Miyo has spent her whole life being cared for by her father so she is shocked after his death to find out how much of his life has been hidden from her. Leaving her lover and traveling to Japan with the stepmother she never knew she had, she meets her enigmatic younger half-sister Hana and comes face to face with a different picture of her father than she ever expected. Hana has discovered that their father was not just a soldier who never actually served in WWII, he was in fact a kamikaze pilot whose war ended before he could fulfil his destiny. All this new knowledge, combined with the potential that Miyo's mother was exposed to radiation during the war, thereby causing Miyo's physical problems, turns Miyo's world upside down.

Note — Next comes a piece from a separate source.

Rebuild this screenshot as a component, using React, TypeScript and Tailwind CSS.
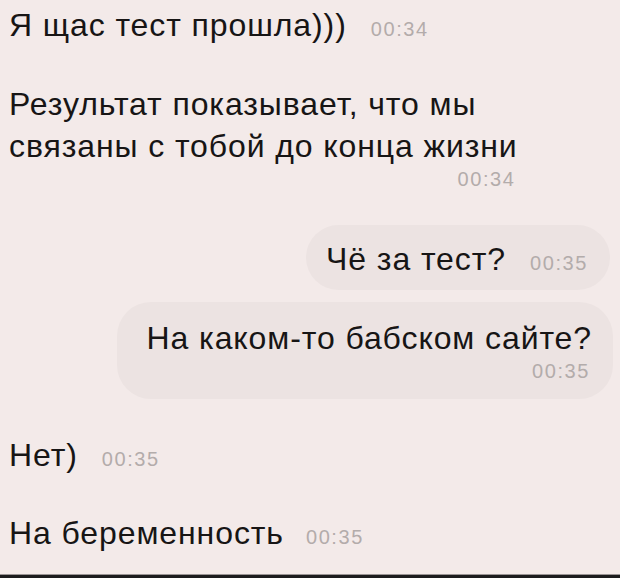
import React from "react";

const font = { fontFamily: '"Liberation Sans", Arial, sans-serif' };

function Time({ t, className = "" }: { t: string; className?: string }) {
  return (
    <span className={"text-[20px] leading-[24px] tracking-[1.6px] text-[#b3acab] " + className}>{t}</span>
  );
}

const big = "text-[32px] leading-[42px] tracking-[0.9px]";

export default function App() {
  return (
    <div style={font} className="w-[620px] h-[578px] bg-[#f3eae9] flex flex-col overflow-hidden text-[#171515]">
      <div className="flex-1 flex flex-col pl-[9px] pt-[4px]">
        <div className="flex items-baseline">
          <span className={big}>Я щас тест прошла)))</span>
          <Time t="00:34" className="ml-[24px]" />
        </div>

        <div className="mt-[37px] self-start flex flex-col">
          <div className={big}>
            Результат показывает, что мы
            <br />
            связаны с тобой до конца жизни
          </div>
          <div className="flex justify-end pr-[2px]">
            <Time t="00:34" />
          </div>
        </div>

        <div className="mt-[34px] self-end mr-[10px] flex items-baseline rounded-[34px] bg-[#ece3e2] pl-[20px] pr-[22px] pt-[13px] pb-[10px]">
          <span className={big}>Чё за тест?</span>
          <Time t="00:35" className="ml-[24px]" />
        </div>

        <div className="mt-[12px] self-end mr-[7px] flex flex-col rounded-[34px] bg-[#ece3e2] pl-[30px] pr-[21px] pt-[15px] pb-[16px]">
          <span className={big}>На каком-то бабском сайте?</span>
          <div className="flex justify-end pr-[2px]">
            <Time t="00:35" />
          </div>
        </div>

        <div className="mt-[35px] flex items-baseline">
          <span className={big}>Нет)</span>
          <Time t="00:35" className="ml-[24px]" />
        </div>

        <div className="mt-[36px] flex items-baseline">
          <span className={big}>На беременность</span>
          <Time t="00:35" className="ml-[22px]" />
        </div>
      </div>
      <div className="h-[1px] bg-[#9a9494]" />
      <div className="h-[3px] bg-[#1c1c1e]" />
    </div>
  );
}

This is a slow, elegaic, and oftentimes confusingly written novel. None of the characters inspired much sympathy, not Hana with her penchant for disappearances and unwillingness to really share; not Ryu, Hana's stoic boyfriend; not Setsuko, the emotionally cold stepmother; not David, Miyo's oddly off-kilter, possesive boyfriend; not Masao, the father obsessed with duty rather than love; and not even Miyo struggling to keep-up and unravel the mysteries everyone else has already discovered. There is just something cold and remote about this tale that even the surprise in the end doesn't humanize. Each of the characters seem so wrapped up in his or her own drama, to the exculsion of all other story threads, that they don't come together to provide a cogent whole. And while the themes of loss, sacrifice, and duty spiral throughout the story, they seem more reported on rather than felt through the characters' actions. Well-written but hard to connect to emotionally, this was not one of my favorite reads of the month.